I think throwing my therapist under the bus and saying that all he ever did was judge me when he said I could not benefit from EMDR is not very rational.
Therapy is not an all or nothing thing. Therapists have strengths and weaknesses just like people who experience “psychosis” or special message crisis. Maybe to find a person who really believes in me, it takes firm self-advocacy!
Therapy that Heals Beyond Social Control:
I think most therapists I have examined in this series have looked at me and felt there is a need to fix something. Many people do not need to be fixed, need only be supported. When I interviewed with Malik Shakur (Tupac’s cousin) on the Knowledge Show to promote my book that was his assessment of me. I was a structured kid, he said. There was nothing wrong with me.
While I don’t feel good about my experiences with therapy, I am responsive to curanderos and other types of healers who try to help me be the kind of person I want to be. I may not choose to need mushrooms or other natural psychedelics, but I like traditional cultures. I have learned that my goal is not to fit in but rather to endure.
Like a good curandero I will help individuals find health despite the goals of the Cabals who advocate for social control and conformity for their own security.
I will persist and trust my therapist who also identifies as a wounded healer. I will try to add music artists who I appreciate to my resource list of people who have not let me down.
I can learn healing skills to regulate my emotions so I can explore traumatic memories and find out more of what I experienced during times of disassociation.
I Am Not Alone:
In the health system there is a new movement to bring peers into the workplace. Indeed peer support and a culture of sustainable recovery suggests that people who have been institutionalized can find meaning and purpose by helping out their brethren in the system.
At the current time, many wise peers are expected to train young staff members just out of school and help each other out without getting any compensation.
For twenty-six years I have seen this go on and I feel that if those wise peers are given training and the right kind of support, they can complete tasks and they have a right to compensation. That’s what I do. I may endure ridicule, but I respond by seeking to outperform my colleagues and sometimes I get respect.
As the Hearing Voices Movement demonstrates, lived experience and stories about managing psychosis and other struggles can be very helpful when shared amongst sufferers. More and more the clinics are hiring peers and including them as members of the treatment team.
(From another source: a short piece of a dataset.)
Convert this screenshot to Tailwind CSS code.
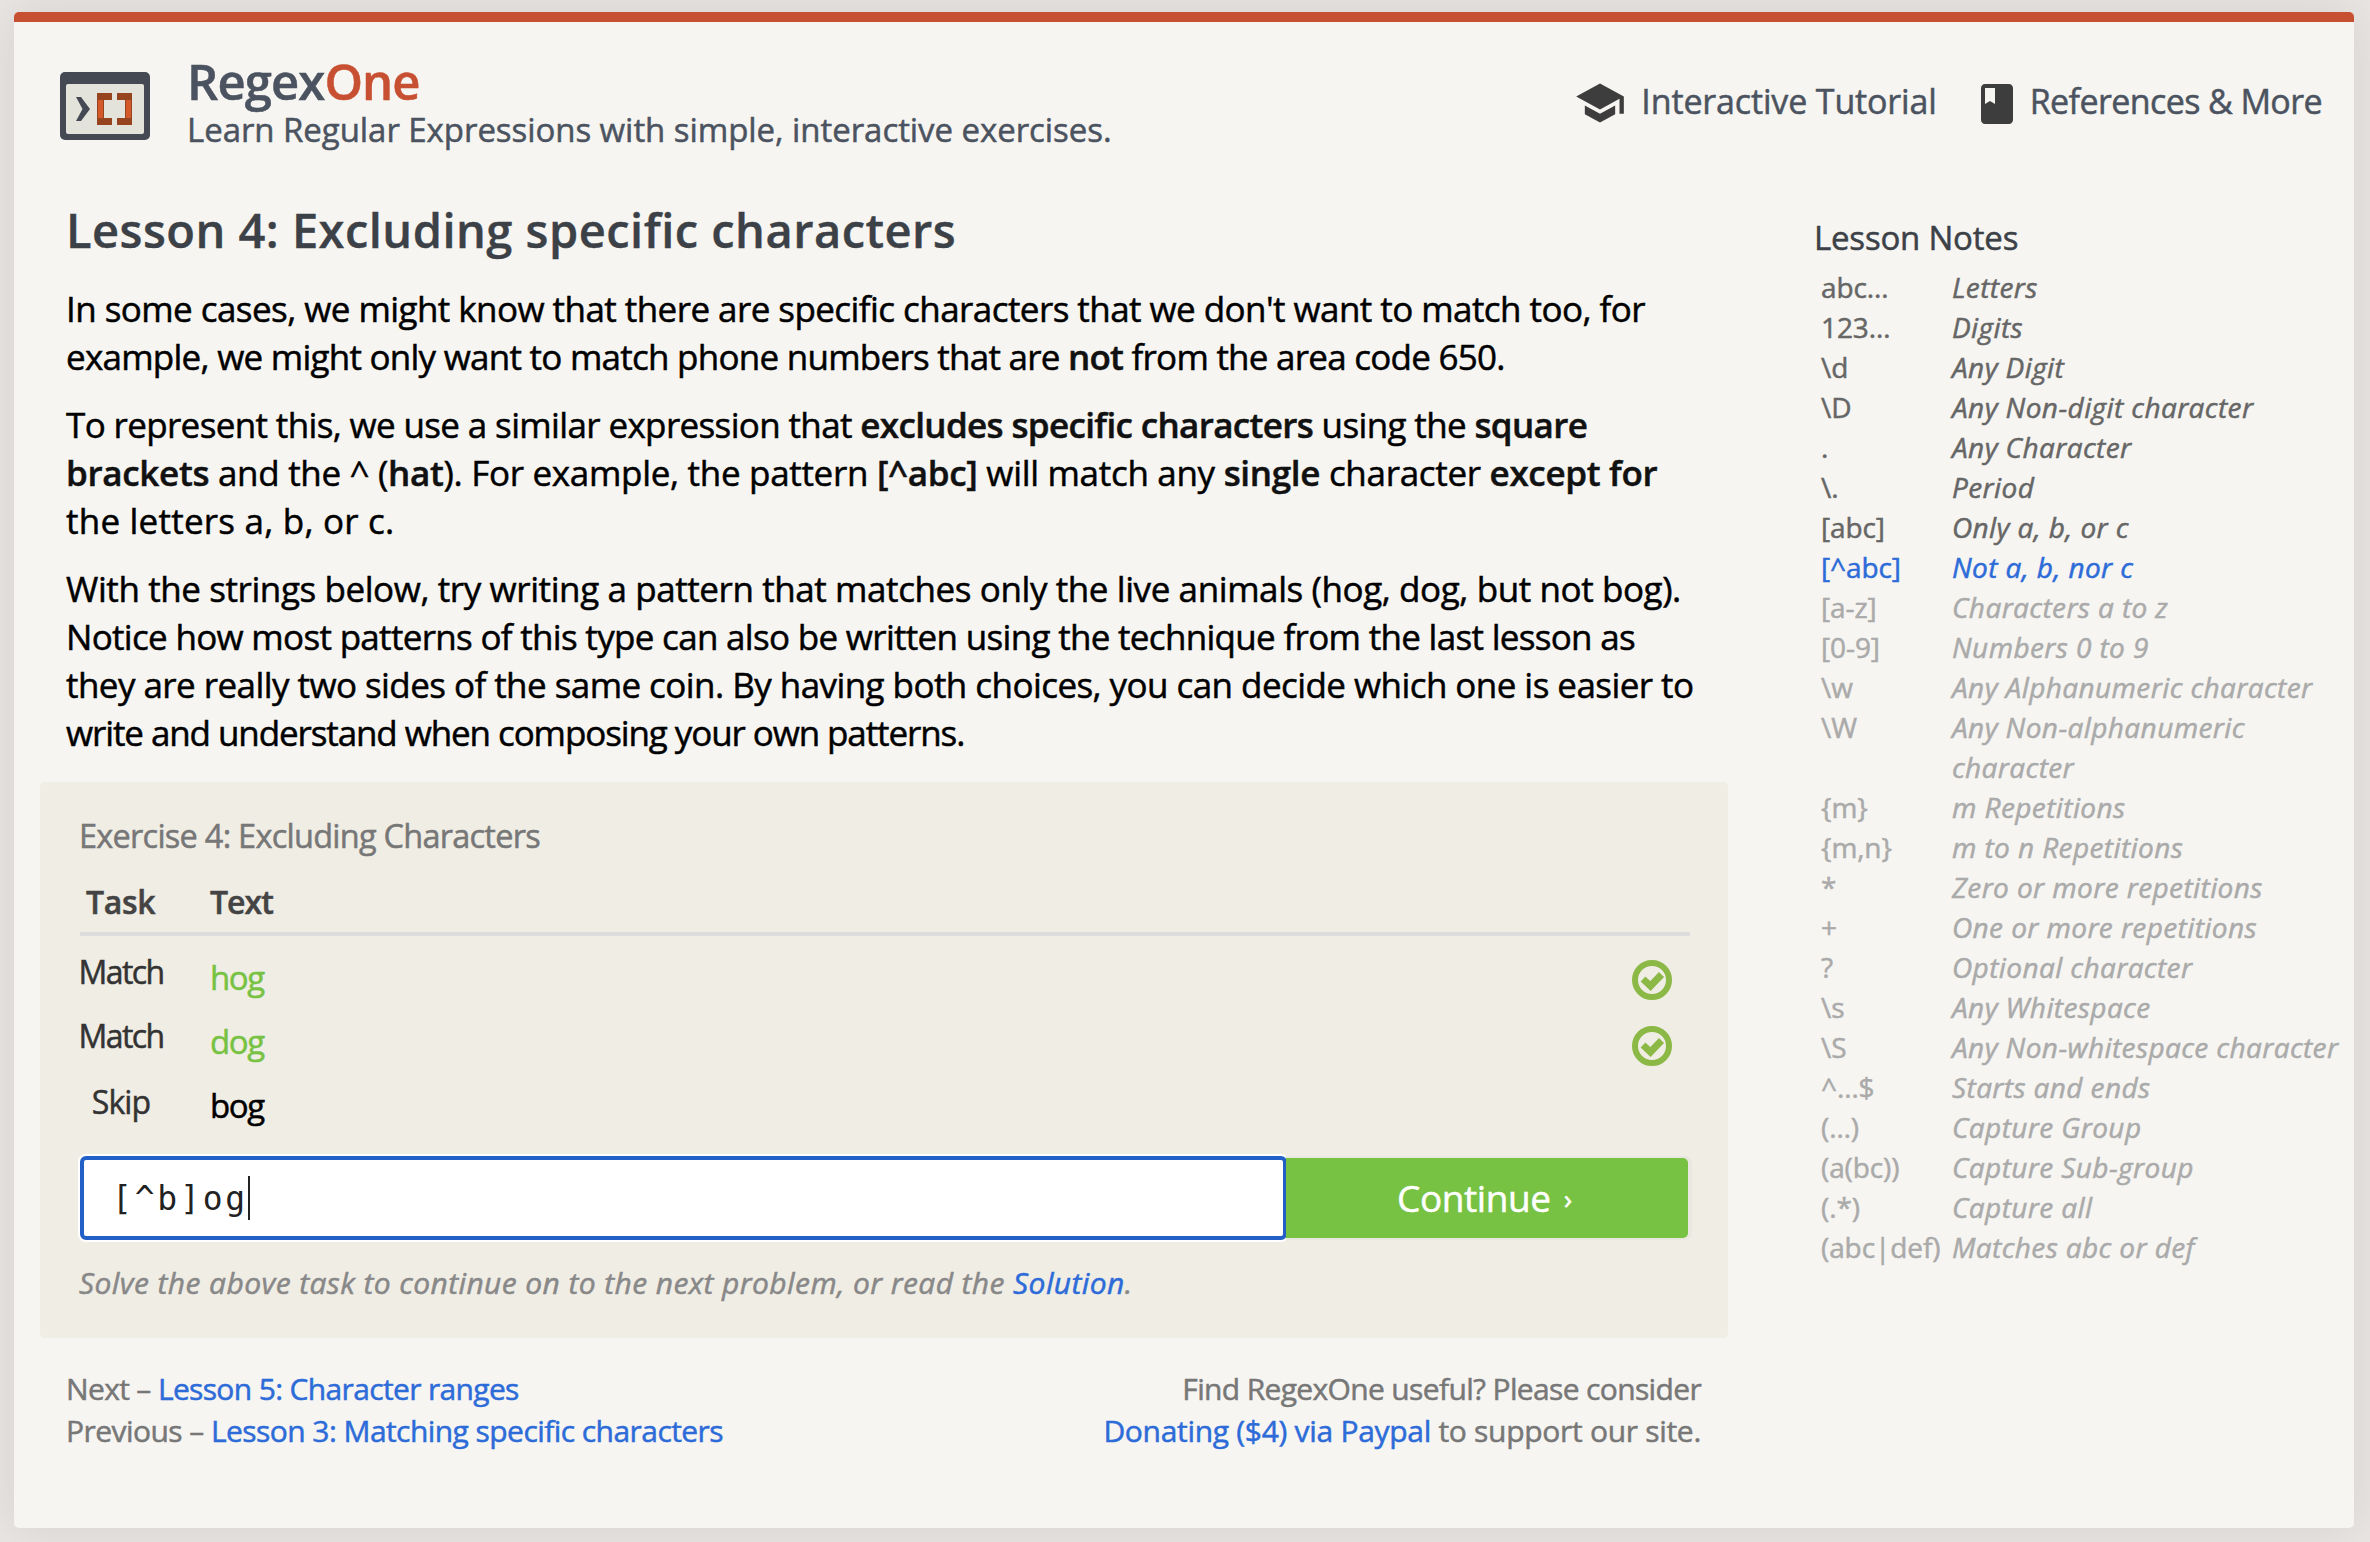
<!DOCTYPE html>
<html lang="en">
<head>
<meta charset="utf-8">
<title>RegexOne - Lesson 4: Excluding specific characters</title>
<script src="https://cdn.jsdelivr.net/npm/@tailwindcss/browser@4"></script>
</head>
<body class="h-[1542px] overflow-hidden bg-[#e9e5e2] px-[14px] pt-3 font-['Open_Sans',sans-serif] whitespace-nowrap [-webkit-text-stroke-width:0.5px]">
<div class="w-[2340px] h-[1516px] rounded-[5px] border-t-[10px] border-[#c75032] bg-[#f6f5f1] shadow-[0_0_50px_rgba(0,0,0,0.09)]">
  <header class="flex h-[180px] text-[#4b5360]">
    <svg class="ml-[46px] mt-[50px] w-[90px] h-[68px]" viewBox="0 0 90 68">
      <rect width="90" height="68" rx="5" fill="#444954"/>
      <rect x="6" y="12" width="78" height="50" rx="2" fill="#e3e3dc"/>
      <path d="M16 25h5l9 12-9 12h-5l6.500-12z" fill="#444954"/>
      <path d="M37 21h15v7h-8v18h8v7H37zM57 21h15v32H57v-7h8V28h-8z" fill="#96431f"/>
      <path d="M38 28h5v18h-5zM66 28h5v18h-5z" fill="#d4592a"/>
    </svg>
    <div class="ml-[37px] pt-[35px]">
      <div class="text-[49px] leading-[48px] font-semibold"><span class="tracking-[-0.9px]">Regex<span class="text-[#c75032]">One</span></span></div>
      <div class="mt-[5px] text-[33px] leading-10"><span class="tracking-[-0.06px]">Learn Regular Expressions with simple, interactive exercises.</span></div>
    </div>
    <nav class="ml-auto mr-[32px] flex text-[34px] leading-10">
      <a class="flex"><svg class="mt-[55px] mr-[15px] size-[52px]" viewBox="0 0 24 24" fill="#3d3d3d"><path d="M5 13.180v4L12 21l7-3.820v-4L12 17l-7-3.820zM12 3L1 9l11 6 9-4.910V17h2V9L12 3z"/></svg><span class="pt-[59px]"><span class="tracking-[-0.15px]">Interactive Tutorial</span></span></a>
      <a class="ml-[36px] flex"><svg class="mt-[58px] mr-[9px] size-12" viewBox="0 0 24 24" fill="#3d3d3d"><path d="M18 2H6c-1.100 0-2 .9-2 2v16c0 1.100.9 2 2 2h12c1.100 0 2-.9 2-2V4c0-1.100-.9-2-2-2zM6 4h5v8l-2.500-1.500L6 12V4z"/></svg><span class="pt-[59px]"><span class="tracking-[-0.6px]">References &amp; More</span></span></a>
    </nav>
  </header>
  <div class="flex">
    <main class="w-[1714px]">
      <h1 class="ml-[52px] text-[47px] leading-[56px] font-semibold text-[#3c4147] [-webkit-text-stroke-width:0.4px]"><span class="tracking-[0.48px]">Lesson 4: Excluding specific characters</span></h1>
      <div class="ml-[52px] mt-[27px] flex flex-col gap-5 text-[35px] leading-[48px] text-black [&_b]:font-semibold [&_b]:text-[#111]">
        <p><span class="tracking-[-0.56px]">In some cases, we might know that there are specific characters that we don't want to match too, for</span><br><span class="tracking-[-0.75px]">example, we might only want to match phone numbers that are <b>not</b> from the area code 650.</span></p>
        <p><span class="tracking-[-0.64px]">To represent this, we use a similar expression that <b>excludes specific characters</b> using the <b>square</b></span><br><span class="tracking-[-0.31px]"><b>brackets</b> and the ^ (<b>hat</b>). For example, the pattern <b>[^abc]</b> will match any <b>single</b> character <b>except for</b></span><br><span class="tracking-[0.22px]">the letters a, b, or c.</span></p>
        <p><span class="tracking-[-0.41px]">With the strings below, try writing a pattern that matches only the live animals (hog, dog, but not bog).</span><br><span class="tracking-[-0.69px]">Notice how most patterns of this type can also be written using the technique from the last lesson as</span><br><span class="tracking-[-0.56px]">they are really two sides of the same coin. By having both choices, you can decide which one is easier to</span><br><span class="tracking-[-1.1px]">write and understand when composing your own patterns.</span></p>
      </div>
      <section class="ml-[26px] mt-[25px] h-[556px] rounded-[5px] bg-[#f0ede5] pt-[34px] pl-10 pr-[38px] leading-10 text-[#333]">
        <h2 class="-ml-px text-[32.5px] text-[#777]"><span class="tracking-[-0.75px]">Exercise 4: Excluding Characters</span></h2>
        <div class="mt-[26px] flex border-b-4 border-[#dcdcdc] pb-[10px] text-[32px] font-semibold text-[#444]">
          <div class="w-[130px] pl-[6px]"><span class="tracking-[-0.3px]">Task</span></div><div><span class="tracking-[-1px]">Text</span></div>
        </div>
        <div class="mt-[7px] flex h-16 text-[32px]">
          <div class="-ml-[3px] w-[88px] pt-[9px] text-center"><span class="tracking-[-1.6px]">Match</span></div>
          <div class="ml-[45px] pt-[15px] text-[33px] text-[#77c242]"><span class="tracking-[-1.4px]">hog</span></div>
          <svg class="ml-auto mr-[18px] mt-[17px] size-10" viewBox="0 0 40 40" fill="none" stroke="#8cb946"><circle cx="20" cy="20" r="17" stroke-width="6"/><path d="M11 19l7.500 7L29.500 14.500" stroke-width="7"/></svg>
        </div>
        <div class="flex h-16 text-[32px]">
          <div class="-ml-[3px] w-[88px] pt-[9px] text-center"><span class="tracking-[-1.6px]">Match</span></div>
          <div class="ml-[45px] pt-[15px] text-[33px] text-[#77c242]"><span class="tracking-[-1.4px]">dog</span></div>
          <svg class="ml-auto mr-[18px] mt-[19px] size-10" viewBox="0 0 40 40" fill="none" stroke="#8cb946"><circle cx="20" cy="20" r="17" stroke-width="6"/><path d="M11 19l7.500 7L29.500 14.500" stroke-width="7"/></svg>
        </div>
        <div class="flex h-16 text-[32px]">
          <div class="-ml-[3px] w-[88px] pt-[11px] text-center"><span class="tracking-[-0.9px]">Skip</span></div>
          <div class="ml-[45px] pt-[15px] text-[33px] text-black"><span class="tracking-[-1.4px]">bog</span></div>
        </div>
        <div class="mt-[21px] flex h-[84px] items-center">
          <div class="flex h-[84px] w-[1207px] items-center rounded-[6px] border-4 border-[#2260c8] bg-white pl-[28px] shadow-[0_0_0_2px_#fff]">
            <span class="pt-[2px] font-['DejaVu_Sans_Mono',monospace] text-[33px] tracking-[2.8px] text-[#222] [-webkit-text-stroke-width:0]">[^b]og</span><span class="h-11 w-[2px] bg-[#222]"></span>
          </div>
          <div class="-ml-px relative flex h-20 w-[402px] items-center rounded-r-[5px] bg-[#77c242] pl-[111px] text-[37px] text-white shadow-[2px_0_0_2px_#e9e7df]"><span class="tracking-[-0.4px]">Continue</span><span class="ml-[13px] text-[28px]">›</span></div>
        </div>
        <p class="-ml-px mt-[23px] text-[30px] text-[#888] italic"><span class="tracking-[0.4px]">Solve the above task to continue on to the next problem, or read the <a class="text-[#2c6bd8]">Solution</a>.</span></p>
      </section>
      <footer class="ml-[52px] mr-[27px] mt-[30px] flex justify-between text-[30px] leading-[42px] text-[#777]">
        <div><span class="tracking-[-0.65px]">Next – <a class="text-[#2c6bd8]">Lesson 5: Character ranges</a></span><br><span class="tracking-[-0.56px]">Previous – <a class="text-[#2c6bd8]">Lesson 3: Matching specific characters</a></span></div>
        <div class="text-right"><span class="tracking-[-0.65px]">Find RegexOne useful? Please consider</span><br><span class="tracking-[-0.3px]"><a class="text-[#2c6bd8]">Donating ($4) via Paypal</a> to support our site.</span></div>
      </footer>
    </main>
    <aside class="ml-[86px] pt-[16px]">
      <h3 class="text-[33px] leading-10 text-[#3c4147]"><span class="tracking-[-0.2px]">Lesson Notes</span></h3>
      <div id="notes" class="ml-2 mt-[9px] grid grid-cols-[130px_auto] text-[28px] leading-10"></div>
    </aside>
  </div>
</div>
<script>
const notes = [
  ["abc…", "Letters"], ["123…", "Digits"], ["\\d", "Any Digit"], ["\\D", "Any Non-digit character"],
  [".", "Any Character"], ["\\.", "Period"], ["[abc]", "Only a, b, or c"], ["[^abc]", "Not a, b, nor c"],
  ["[a-z]", "Characters a to z"], ["[0-9]", "Numbers 0 to 9"], ["\\w", "Any Alphanumeric character"],
  ["\\W", "Any Non-alphanumeric<br>character"], ["{m}", "m Repetitions"], ["{m,n}", "m to n Repetitions"],
  ["*", "Zero or more repetitions"], ["+", "One or more repetitions"], ["?", "Optional character"],
  ["\\s", "Any Whitespace"], ["\\S", "Any Non-whitespace character"], ["^…$", "Starts and ends"],
  ["(…)", "Capture Group"], ["(a(bc))", "Capture Sub-group"], ["(.*)", "Capture all"], ["(abc|def)", "Matches abc or def"]
];
// Lessons already covered are dark, the current one is blue, upcoming ones are faded.
document.getElementById("notes").innerHTML = notes.map(([code, text], i) => {
  const color = i < 7 ? "text-[#666]" : i === 7 ? "text-[#2c6bd8]" : "text-[#aaa]";
  return `<div class="${color} -ml-px tracking-[-0.1px]">${code}</div><div class="${color} italic tracking-[0.4px]">${text}</div>`;
}).join("");
</script>
</body>
</html>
Indeed, there are a lot of people like me who know what it is like to repeatedly fail in treatment. I believe we can be utilized to improve services for others. Many others like me have training about what not to do:
- Lesson Number One–Don’t Side with Society Over the Sufferer;
- Lesson Number Two–Don’t Ignore Problems;
- Lesson Number Three–Don’t Engage in Dual Relationships that May Interpreted as Exploitative;
- Lesson Number Four—It Is Important to Set Reasonable Expectations;
- Lesson Number Five—It is Not Helpful to Make Negative Predictions;
- Lesson Number Six—It is Important Not to Ignore Signs of Abuse in Relationships;
- Lesson Number Seven—It is Important Not to Attack a Spiritual Tradition;
- Lesson Number Eight—Don’t Use Treatment to Attack a Political Ideology;
- Lesson Number Nine–Don’t Let the Basis of Your Trust Be Credentials;
- Lesson Number Ten–Don’t Make Decisions for the Client;
- Lesson Number Eleven–Don’t Presume Everything in a Paranoid Person’s Life is Paranoia;
- Lesson Number Twelve–Don’t Predict Permanent Warehousing for a Person in an Emergency;
- Lesson Number Thirteen—Don’t Collaborate with Imposed Treatment;
- Lesson Number Fourteen—Don’t Expect Psychosis to be Suppressed:
- Lesson Number Fifteen—Don’t Impose Your Economic Reality on Your Patient;
- Lesson Number Sixteen—True Healers Don’t Make Fun of a Subjugated Group!